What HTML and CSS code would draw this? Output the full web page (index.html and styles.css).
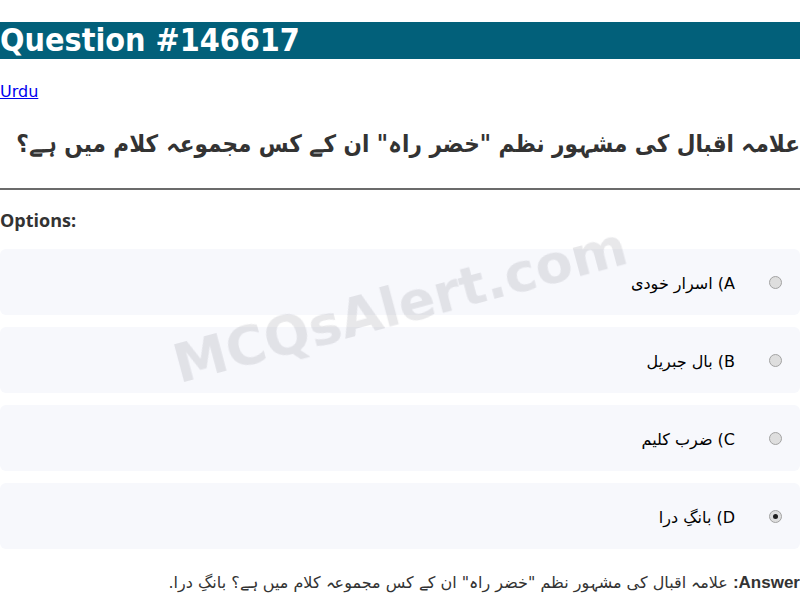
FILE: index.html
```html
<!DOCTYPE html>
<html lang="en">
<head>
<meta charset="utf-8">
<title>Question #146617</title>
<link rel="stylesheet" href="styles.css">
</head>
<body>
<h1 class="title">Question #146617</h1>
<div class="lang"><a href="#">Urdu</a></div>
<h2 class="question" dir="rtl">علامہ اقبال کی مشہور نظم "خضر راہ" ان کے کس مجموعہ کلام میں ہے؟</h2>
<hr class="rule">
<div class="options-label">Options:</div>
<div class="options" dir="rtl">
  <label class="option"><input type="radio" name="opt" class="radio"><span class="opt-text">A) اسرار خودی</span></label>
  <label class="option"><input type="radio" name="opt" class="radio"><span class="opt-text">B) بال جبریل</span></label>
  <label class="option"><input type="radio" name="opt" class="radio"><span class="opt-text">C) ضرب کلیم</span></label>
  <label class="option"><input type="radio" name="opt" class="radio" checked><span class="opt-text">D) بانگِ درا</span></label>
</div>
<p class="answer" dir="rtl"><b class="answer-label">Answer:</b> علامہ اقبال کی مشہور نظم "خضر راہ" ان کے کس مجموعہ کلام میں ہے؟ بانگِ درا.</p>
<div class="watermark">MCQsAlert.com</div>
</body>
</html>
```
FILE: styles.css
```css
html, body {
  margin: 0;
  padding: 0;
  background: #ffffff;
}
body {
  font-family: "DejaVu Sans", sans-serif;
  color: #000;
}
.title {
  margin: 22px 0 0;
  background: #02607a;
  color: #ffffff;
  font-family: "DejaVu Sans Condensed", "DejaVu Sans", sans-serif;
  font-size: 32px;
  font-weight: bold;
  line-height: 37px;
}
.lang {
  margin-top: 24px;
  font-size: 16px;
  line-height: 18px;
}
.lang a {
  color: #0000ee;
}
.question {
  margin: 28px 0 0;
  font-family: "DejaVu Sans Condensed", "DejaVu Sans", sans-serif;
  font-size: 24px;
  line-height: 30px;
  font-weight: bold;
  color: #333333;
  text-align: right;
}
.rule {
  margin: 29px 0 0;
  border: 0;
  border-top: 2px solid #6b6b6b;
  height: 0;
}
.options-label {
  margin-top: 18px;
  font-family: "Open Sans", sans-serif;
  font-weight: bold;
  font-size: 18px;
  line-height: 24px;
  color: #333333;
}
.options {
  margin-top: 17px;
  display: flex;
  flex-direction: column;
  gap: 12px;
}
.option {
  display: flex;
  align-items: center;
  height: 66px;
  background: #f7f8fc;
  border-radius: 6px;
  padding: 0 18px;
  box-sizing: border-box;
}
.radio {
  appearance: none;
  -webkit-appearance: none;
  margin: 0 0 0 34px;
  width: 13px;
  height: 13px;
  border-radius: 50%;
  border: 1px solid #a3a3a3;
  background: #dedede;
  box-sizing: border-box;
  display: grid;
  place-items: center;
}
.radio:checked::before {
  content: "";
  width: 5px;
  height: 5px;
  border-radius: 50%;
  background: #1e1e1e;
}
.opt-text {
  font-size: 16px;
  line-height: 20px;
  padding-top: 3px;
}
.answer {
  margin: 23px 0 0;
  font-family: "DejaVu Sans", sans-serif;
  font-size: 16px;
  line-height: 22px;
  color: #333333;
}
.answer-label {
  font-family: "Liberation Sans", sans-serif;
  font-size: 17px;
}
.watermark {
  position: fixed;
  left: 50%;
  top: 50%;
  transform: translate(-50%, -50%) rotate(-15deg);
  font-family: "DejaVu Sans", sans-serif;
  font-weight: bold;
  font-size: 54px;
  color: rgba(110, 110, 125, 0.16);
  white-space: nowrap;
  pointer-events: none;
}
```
------------------------------------------------------------------------
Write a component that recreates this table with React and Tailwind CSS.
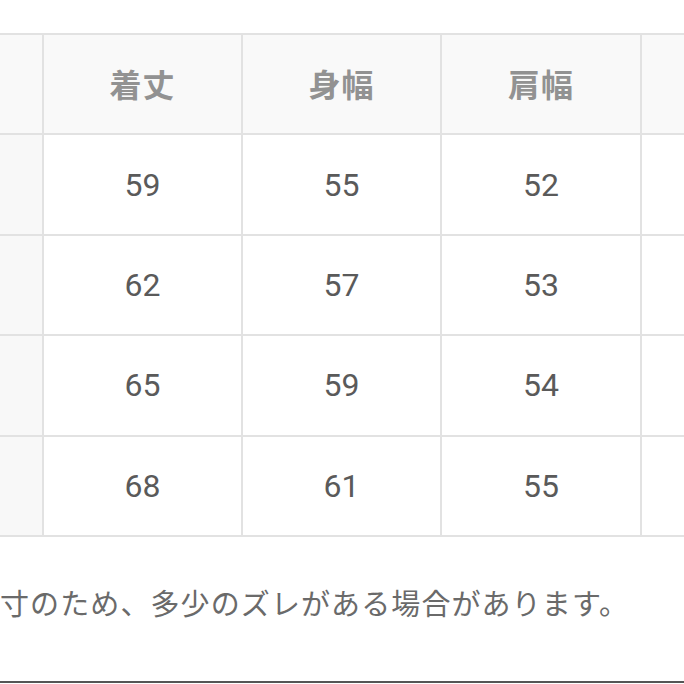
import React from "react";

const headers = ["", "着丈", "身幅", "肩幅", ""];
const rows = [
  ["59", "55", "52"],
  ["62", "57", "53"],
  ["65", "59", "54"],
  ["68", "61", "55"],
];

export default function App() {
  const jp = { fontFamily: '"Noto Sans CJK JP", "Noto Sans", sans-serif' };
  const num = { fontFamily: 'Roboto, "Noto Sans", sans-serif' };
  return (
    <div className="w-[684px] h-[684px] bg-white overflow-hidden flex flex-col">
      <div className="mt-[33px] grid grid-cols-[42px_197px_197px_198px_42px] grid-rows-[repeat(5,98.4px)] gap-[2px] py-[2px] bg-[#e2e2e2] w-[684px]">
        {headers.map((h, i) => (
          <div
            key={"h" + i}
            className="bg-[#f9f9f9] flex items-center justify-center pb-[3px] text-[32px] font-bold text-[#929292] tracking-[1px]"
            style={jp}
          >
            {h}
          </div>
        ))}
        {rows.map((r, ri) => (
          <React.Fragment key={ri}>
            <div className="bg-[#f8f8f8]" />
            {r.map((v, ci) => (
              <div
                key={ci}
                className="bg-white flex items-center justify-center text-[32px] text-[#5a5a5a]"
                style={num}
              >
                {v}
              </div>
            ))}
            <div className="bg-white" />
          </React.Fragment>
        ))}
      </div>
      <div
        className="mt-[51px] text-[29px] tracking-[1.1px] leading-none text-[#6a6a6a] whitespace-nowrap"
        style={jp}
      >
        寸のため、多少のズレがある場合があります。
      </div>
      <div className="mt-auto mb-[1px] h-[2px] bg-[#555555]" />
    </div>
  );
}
------------------------------------------------------------------------
■ Task to complete:
In the entries above, how many lines contain the word "React"? Answer with the number only.

■ Expected answer:
4